• Brief: From the first line of the data down to and including the line with "string; className: string", copy everything exactly, leaving out pictures.

• Recorded information:
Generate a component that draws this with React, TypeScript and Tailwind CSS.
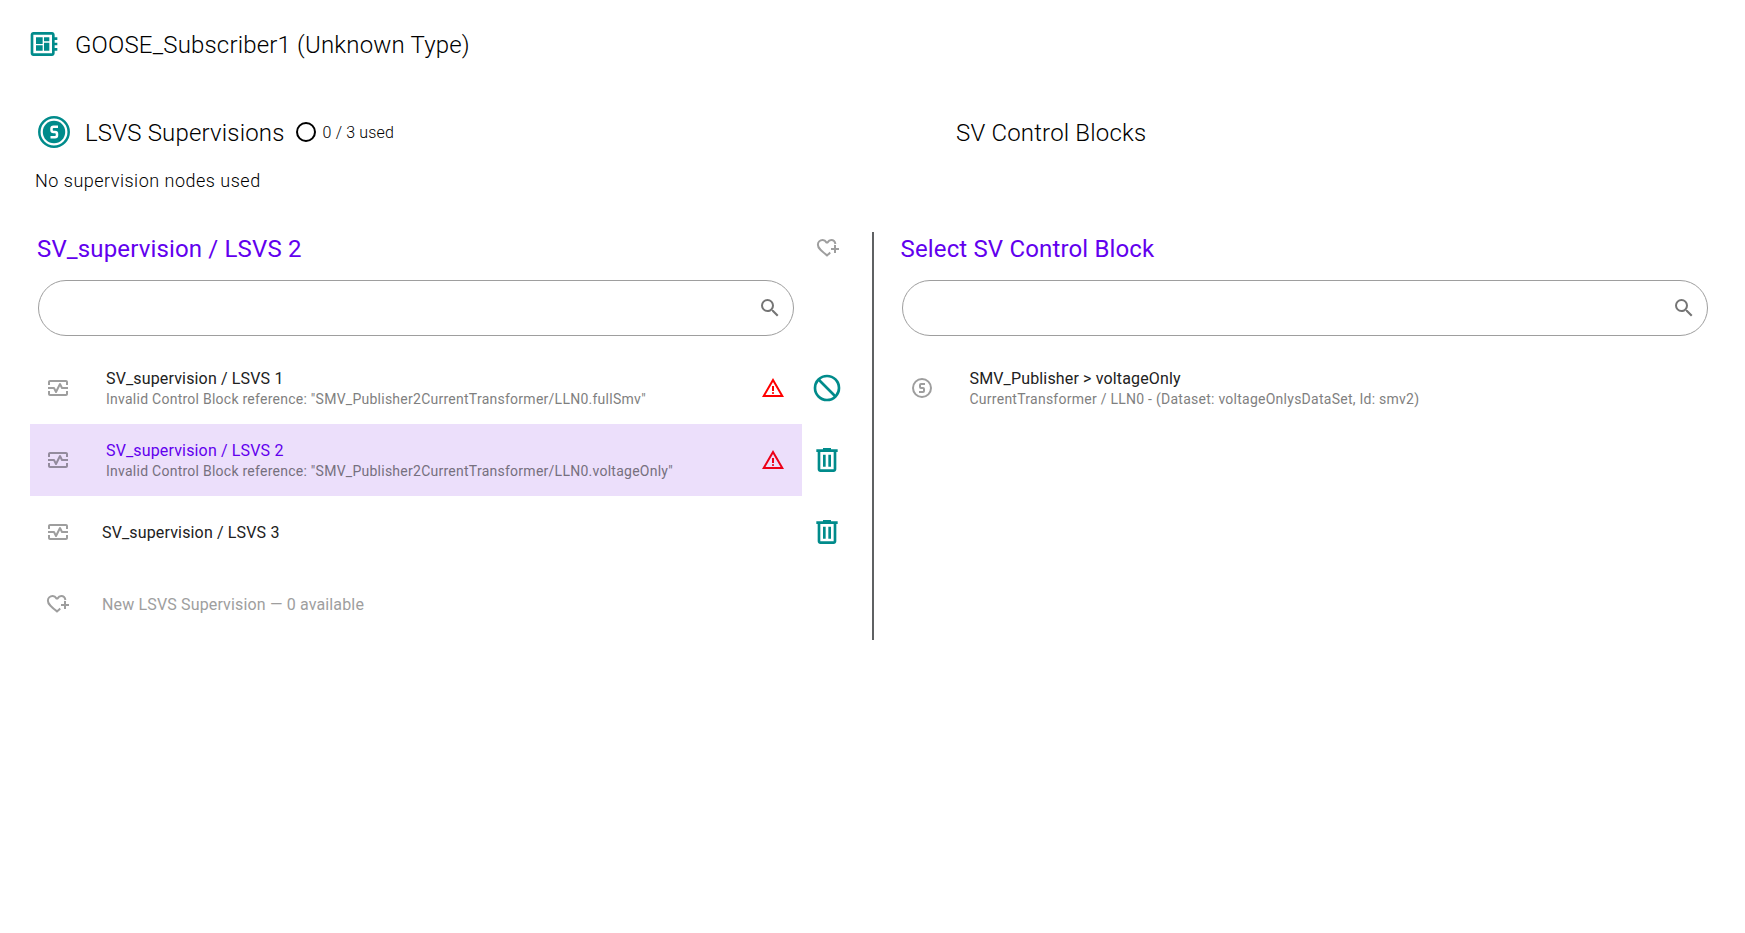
import { ReactNode } from "react";

type IconProps = { d: string; className: string };

function Icon({ d, className }: IconProps) {
  return (
    <svg viewBox="0 0 24 24" fill="currentColor" className={`shrink-0 ${className}`}>
      <path d={d} />
    </svg>
  );
}

const paths = {
  board:
    "M22 9V7h-2V5c0-1.1-.9-2-2-2H4c-1.1 0-2 .9-2 2v14c0 1.1.9 2 2 2h14c1.1 0 2-.9 2-2v-2h2v-2h-2v-2h2v-2h-2V9h2zm-4 10H4V5h14v14zM6 13h5v4H6zm6-6h4v3h-4zM6 7h5v5H6zm6 4h4v6h-4z",
  monitor:
    "M20 4H4c-1.1 0-2 .9-2 2v3h2V6h16v3h2V6c0-1.1-.9-2-2-2zM20 18H4v-3H2v3c0 1.1.9 2 2 2h16c1.1 0 2-.9 2-2v-3h-2v3zM14.89 7.55c-.34-.68-1.45-.68-1.79 0L10 13.76l-1.11-2.21A.988.988 0 0 0 8 11H2v2h5.38l1.72 3.45c.18.34.52.55.9.55s.72-.21.89-.55L14 10.24l1.11 2.21c.17.34.51.55.89.55h6v-2h-5.38l-1.73-3.45z",
  block:
    "M12 2A10 10 0 1 1 12 22A10 10 0 1 1 12 2zM12 4C10.150 4 8.450 4.630 7.100 5.690L18.310 16.900A7.902 7.902 0 0 0 20 12C20 7.580 16.420 4 12 4zM5.690 7.100A7.902 7.902 0 0 0 4 12C4 16.420 7.580 20 12 20C13.850 20 15.550 19.370 16.900 18.310z",
  trash:
    "M7 21q-.825 0-1.412-.587T5 19V6H4V4h5V3h6v1h5v2h-1v13q0 .825-.587 1.413T17 21zM17 6H7v13h10zM9 17h2V8H9zm4 0h2V8h-2z",
  warning:
    "M1 21L12 2l11 19zm3.45-2h15.1L12 6zM12 18q.425 0 .713-.288T13 17t-.288-.712T12 16t-.712.288T11 17t.288.713T12 18m-1-3h2v-5h-2z",
  search:
    "M15.5 14h-.79l-.28-.27A6.471 6.471 0 0 0 16 9.5 6.5 6.5 0 1 0 9.5 16c1.61 0 3.09-.59 4.23-1.57l.27.28v.79l5 4.99L20.49 19l-4.99-5zm-6 0C7.01 14 5 11.99 5 9.5S7.01 5 9.5 5 14 7.01 14 9.5 11.99 14 9.5 14z",
  circleS:
    "M11,7A2,2 0 0,0 9,9V11A2,2 0 0,0 11,13H13V15H9V17H13A2,2 0 0,0 15,15V13A2,2 0 0,0 13,11H11V9H15V7H11M12,2A10,10 0 0,1 22,12A10,10 0 0,1 12,22A10,10 0 0,1 2,12A10,10 0 0,1 12,2M12,4A8,8 0 0,0 4,12A8,8 0 0,0 12,20A8,8 0 0,0 20,12A8,8 0 0,0 12,4Z",
};

function HeartPlus({ className }: { className: string }) {
  return (
    <svg viewBox="0 0 24 24" fill="none" stroke="currentColor" strokeWidth="2" className={`shrink-0 ${className}`}>
      <path d="M19.4 8C19 5.500 17.400 4 15.300 4c-1.600 0-2.900 1-3.900 2.600h-.8C9.600 5 8.300 4 6.700 4 3.900 4 1.900 6.100 1.900 8.700c0 3.500 3.300 6.200 9.100 10.700 1.200-.95 2.200-1.900 3.200-2.800" />
      <path d="M19 9v8M15 13h8" />
    </svg>
  );
}

function SupervisionLogo() {
  return (
    <svg viewBox="0 0 32 32" className="size-8 shrink-0 text-[#008b8b]">
      <circle cx="16" cy="16" r="14.700" fill="none" stroke="currentColor" strokeWidth="2.500" />
      <circle cx="16" cy="16" r="11.200" fill="currentColor" />
      <path d="M20 10.800h-4.500a2 2 0 0 0-2 2v1.200a2 2 0 0 0 2 2h1.500a2 2 0 0 1 2 2v1.200a2 2 0 0 1-2 2h-4.500" fill="none" stroke="#fff" strokeWidth="2.500" />
    </svg>
  );
}

function SearchField() {
  return (
    <div className="flex h-14 items-center justify-end rounded-full border border-[#9e9e9e] pr-[11px]">
      <Icon d={paths.search} className="size-6 text-[#757575]" />
    </div>
  );
}

type RowProps = {
  icon: ReactNode;
  title: string;
  detail?: string;
  selected?: boolean;
  muted?: boolean;
  warn?: boolean;
};

function Row({ icon, title, detail, selected, muted, warn }: RowProps) {
  const tone = selected ? "text-[#6200ee]" : muted ? "text-[#9e9e9e]" : "text-[#212121]";
  return (
    <div className={`flex h-[72px] min-w-0 flex-1 items-center pr-[17px] pl-4 ${selected ? "bg-[#ecdffb]" : ""}`}>
      <span className={selected ? "text-[#938b9d]" : "text-[#9e9e9e]"}>{icon}</span>
      <div className={`flex flex-1 flex-col pt-0.5 whitespace-nowrap ${detail ? "pl-9" : "pl-8"}`}>
        <span className={`text-base leading-5 tracking-[0.15px] ${tone}`}>{title}</span>
        {detail && (
          <span className={`text-sm leading-5 tracking-[0.255px] ${selected ? "text-[#76707e]" : "text-[#7f7f7f]"}`}>{detail}</span>
        )}
      </div>
      {warn && <Icon d={paths.warning} className={`size-6 ${selected ? "text-[#ec0018]" : "text-[#ff0000]"}`} />}
    </div>
  );
}

function Action({ d }: { d?: string }) {
  return <div className="flex w-[50px] shrink-0 items-center justify-center text-[#008b8b]">{d && <Icon d={d} className="size-8" />}</div>;
}

export default function App() {
  const monitor = <Icon d={paths.monitor} className="size-6" />;
  return (
    <main className="min-h-[933px] bg-white font-['Roboto',sans-serif] text-black">
      <h1 className="flex h-[88px] items-center pl-7 text-2xl font-light tracking-[0.18px]">
        <Icon d={paths.board} className="size-8 text-[#008b8b]" />
        <span className="pt-0.5 pl-[15px]">GOOSE_Subscriber1 (Unknown Type)</span>
      </h1>

      <div className="flex h-[88px] items-center">
        <div className="flex w-[956px] items-center pl-[38px]">
          <SupervisionLogo />
          <h2 className="pt-0.5 pl-[15px] text-2xl font-light tracking-[0.18px]">LSVS Supervisions</h2>
          <svg viewBox="0 0 24 24" className="ml-[9px] size-6 shrink-0">
            <circle cx="12" cy="12" r="9" fill="none" stroke="black" strokeWidth="2" />
          </svg>
          <span className="pt-0.5 pl-[5px] text-base font-light tracking-[0.15px]">0 / 3 used</span>
        </div>
        <h2 className="pt-0.5 text-2xl font-light tracking-[0.18px]">SV Control Blocks</h2>
      </div>
      <p className="h-14 pl-[35px] text-lg leading-[10px] font-light tracking-[0.5px]">No supervision nodes used</p>

      <div className="flex h-[408px]">
        <section className="w-[872px] pl-[30px]">
          <div className="flex h-12 items-start pt-px pl-[7px]">
            <h2 className="w-[779px] text-2xl leading-8 tracking-[0.15px] text-[#6200ee]">SV_supervision / LSVS 2</h2>
            <HeartPlus className="mt-[3px] size-6 text-[#9e9e9e]" />
          </div>
          <div className="w-[764px] pl-2">
            <SearchField />
          </div>
          <div className="flex w-[822px] flex-col pt-4">
            <div className="flex">
              <Row icon={monitor} title="SV_supervision / LSVS 1" detail={'Invalid Control Block reference: "SMV_Publisher2CurrentTransformer/LLN0.fullSmv"'} warn />
              <Action d={paths.block} />
            </div>
            <div className="flex">
              <Row icon={monitor} title="SV_supervision / LSVS 2" detail={'Invalid Control Block reference: "SMV_Publisher2CurrentTransformer/LLN0.voltageOnly"'} selected warn />
              <Action d={paths.trash} />
            </div>
            <div className="flex">
              <Row icon={monitor} title="SV_supervision / LSVS 3" />
              <Action d={paths.trash} />
            </div>
            <div className="flex">
              <Row icon={<HeartPlus className="size-6" />} title="New LSVS Supervision — 0 available" muted />
              <Action />
            </div>
          </div>
        </section>
        <div className="w-[2px] bg-[#5f6163]" />
        <section className="flex-1 pl-[19.5px]">
          <h2 className="h-12 pt-px pl-[7px] text-2xl leading-8 tracking-[0.15px] text-[#6200ee]">Select SV Control Block</h2>
          <div className="w-[814.5px] pl-2">
            <SearchField />
          </div>
          <div className="flex pt-4">
            <Row icon={<Icon d={paths.circleS} className="size-6" />} title="SMV_Publisher > voltageOnly" detail="CurrentTransformer / LLN0 - (Dataset: voltageOnlysDataSet, Id: smv2)" />
          </div>
        </section>
      </div>
    </main>
  );
}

• Answer to the problem:
Generate a component that draws this with React, TypeScript and Tailwind CSS.
import { ReactNode } from "react";

type IconProps = { d: string; className: string };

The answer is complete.